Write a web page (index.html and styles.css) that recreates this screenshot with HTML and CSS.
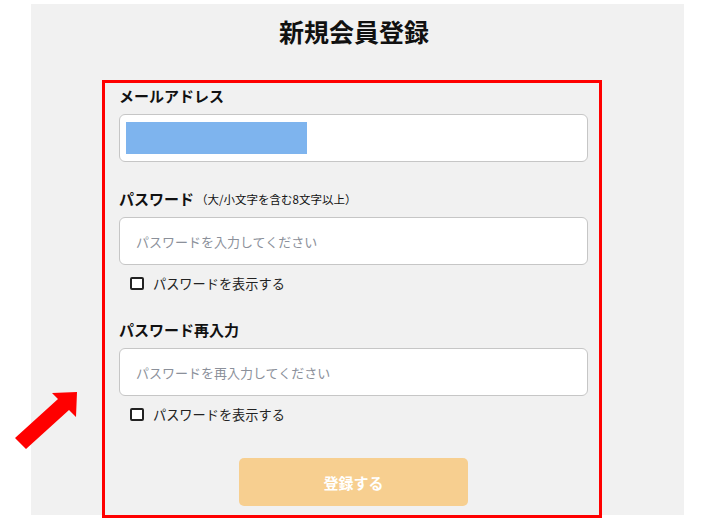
FILE: index.html
```html
<!DOCTYPE html>
<html lang="ja">
<head>
<meta charset="utf-8">
<title>新規会員登録</title>
<link rel="stylesheet" href="styles.css">
</head>
<body>
<div class="page">
  <h1 class="title">新規会員登録</h1>
  <form class="form">
    <div class="label">メールアドレス</div>
    <div class="input"><span class="autofill"></span></div>

    <div class="label label-gap">パスワード<span class="note">（大/小文字を含む8文字以上）</span></div>
    <div class="input"><span class="placeholder">パスワードを入力してください</span></div>
    <label class="check"><span class="box"></span><span>パスワードを表示する</span></label>

    <div class="label label-gap">パスワード再入力</div>
    <div class="input"><span class="placeholder">パスワードを再入力してください</span></div>
    <label class="check"><span class="box"></span><span>パスワードを表示する</span></label>

    <div class="actions"><button type="button" class="submit">登録する</button></div>
  </form>
</div>
<svg class="arrow" width="90" height="70" viewBox="0 380 90 70">
  <polygon points="77,392 76,417 69,410 26,449 15,438 58,399 52,393" fill="#ff0000"/>
</svg>
</body>
</html>
```

FILE: styles.css
```css
html, body {
  margin: 0;
  padding: 0;
  background: #ffffff;
}
body {
  font-family: "Noto Sans CJK JP", "Noto Sans", sans-serif;
  color: #111;
  min-height: 526px;
  overflow: hidden;
}
.page {
  margin: 4px 0 0 31px;
  width: 653px;
  height: 511px;
  background: #f1f1f1;
  padding: 10px 0 0 71px;
  box-sizing: border-box;
}
.title {
  width: 504px;
  margin: 0 0 32px 0;
  font-size: 25px;
  line-height: 34px;
  font-weight: 700;
  text-align: center;
  color: #111;
}
.form {
  width: 500px;
  box-sizing: border-box;
  border: 3px solid #ff0000;
  padding: 3px 11px 0 14px;
  height: 438px;
  margin: 0;
  display: flex;
  flex-direction: column;
}
.label {
  font-size: 15px;
  font-weight: 700;
  line-height: 20px;
  height: 20px;
  display: flex;
  align-items: center;
  flex-shrink: 0;
}
.label-gap {
  margin-top: 27px;
}
.note {
  font-size: 11.5px;
  font-weight: 400;
  margin-left: 2px;
}
.input {
  margin-top: 8px;
  height: 48px;
  box-sizing: border-box;
  background: #fff;
  border: 1px solid #c6c6c6;
  border-radius: 6px;
  display: flex;
  align-items: center;
  padding-left: 16px;
  flex-shrink: 0;
}
.autofill {
  display: block;
  width: 181px;
  height: 32px;
  margin-left: -10px;
  background: #7eb4ee;
}
.placeholder {
  font-size: 13px;
  color: #8b909a;
}
.check {
  margin-top: 8px;
  height: 20px;
  display: flex;
  align-items: center;
  padding-left: 11px;
  font-size: 13.2px;
  color: #222;
  flex-shrink: 0;
}
.box {
  width: 14px;
  height: 13px;
  box-sizing: border-box;
  border: 2px solid #222;
  border-radius: 2px;
  background: #fff;
  margin-right: 9px;
}
.actions {
  margin-top: 34px;
  display: flex;
  justify-content: center;
  flex-shrink: 0;
}
.submit {
  width: 229px;
  height: 48px;
  border: none;
  border-radius: 5px;
  background: #f7cf90;
  color: #fff;
  font-family: "Noto Sans CJK JP", "Noto Sans", sans-serif;
  font-size: 15px;
  font-weight: 700;
}
.arrow {
  position: absolute;
  left: 0;
  top: 380px;
}
```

_ _ _ _ _

#### Work to complete:
Transcribe the material exactly, and leave out whatever pictures it holds.

#### The completed task:
Write a web page (index.html and styles.css) that recreates this screenshot with HTML and CSS.
FILE: index.html
```html
<!DOCTYPE html>
<html lang="ja">
<head>
<meta charset="utf-8">
<title>新規会員登録</title>
<link rel="stylesheet" href="styles.css">
</head>
<body>
<div class="page">
  <h1 class="title">新規会員登録</h1>
  <form class="form">
    <div class="label">メールアドレス</div>
    <div class="input"><span class="autofill"></span></div>

    <div class="label label-gap">パスワード<span class="note">（大/小文字を含む8文字以上）</span></div>
    <div class="input"><span class="placeholder">パスワードを入力してください</span></div>
    <label class="check"><span class="box"></span><span>パスワードを表示する</span></label>

    <div class="label label-gap">パスワード再入力</div>
    <div class="input"><span class="placeholder">パスワードを再入力してください</span></div>
    <label class="check"><span class="box"></span><span>パスワードを表示する</span></label>

    <div class="actions"><button type="button" class="submit">登録する</button></div>
  </form>
</div>
<svg class="arrow" width="90" height="70" viewBox="0 380 90 70">
  <polygon points="77,392 76,417 69,410 26,449 15,438 58,399 52,393" fill="#ff0000"/>
</svg>
</body>
</html>
```

FILE: styles.css
```css
html, body {
  margin: 0;
  padding: 0;
  background: #ffffff;
}
body {
  font-family: "Noto Sans CJK JP", "Noto Sans", sans-serif;
  color: #111;
  min-height: 526px;
  overflow: hidden;
}
.page {
  margin: 4px 0 0 31px;
  width: 653px;
  height: 511px;
  background: #f1f1f1;
  padding: 10px 0 0 71px;
  box-sizing: border-box;
}
.title {
  width: 504px;
  margin: 0 0 32px 0;
  font-size: 25px;
  line-height: 34px;
  font-weight: 700;
  text-align: center;
  color: #111;
}
.form {
  width: 500px;
  box-sizing: border-box;
  border: 3px solid #ff0000;
  padding: 3px 11px 0 14px;
  height: 438px;
  margin: 0;
  display: flex;
  flex-direction: column;
}
.label {
  font-size: 15px;
  font-weight: 700;
  line-height: 20px;
  height: 20px;
  display: flex;
  align-items: center;
  flex-shrink: 0;
}
.label-gap {
  margin-top: 27px;
}
.note {
  font-size: 11.5px;
  font-weight: 400;
  margin-left: 2px;
}
.input {
  margin-top: 8px;
  height: 48px;
  box-sizing: border-box;
  background: #fff;
  border: 1px solid #c6c6c6;
  border-radius: 6px;
  display: flex;
  align-items: center;
  padding-left: 16px;
  flex-shrink: 0;
}
.autofill {
  display: block;
  width: 181px;
  height: 32px;
  margin-left: -10px;
  background: #7eb4ee;
}
.placeholder {
  font-size: 13px;
  color: #8b909a;
}
.check {
  margin-top: 8px;
  height: 20px;
  display: flex;
  align-items: center;
  padding-left: 11px;
  font-size: 13.2px;
  color: #222;
  flex-shrink: 0;
}
.box {
  width: 14px;
  height: 13px;
  box-sizing: border-box;
  border: 2px solid #222;
  border-radius: 2px;
  background: #fff;
  margin-right: 9px;
}
.actions {
  margin-top: 34px;
  display: flex;
  justify-content: center;
  flex-shrink: 0;
}
.submit {
  width: 229px;
  height: 48px;
  border: none;
  border-radius: 5px;
  background: #f7cf90;
  color: #fff;
  font-family: "Noto Sans CJK JP", "Noto Sans", sans-serif;
  font-size: 15px;
  font-weight: 700;
}
.arrow {
  position: absolute;
  left: 0;
  top: 380px;
}
```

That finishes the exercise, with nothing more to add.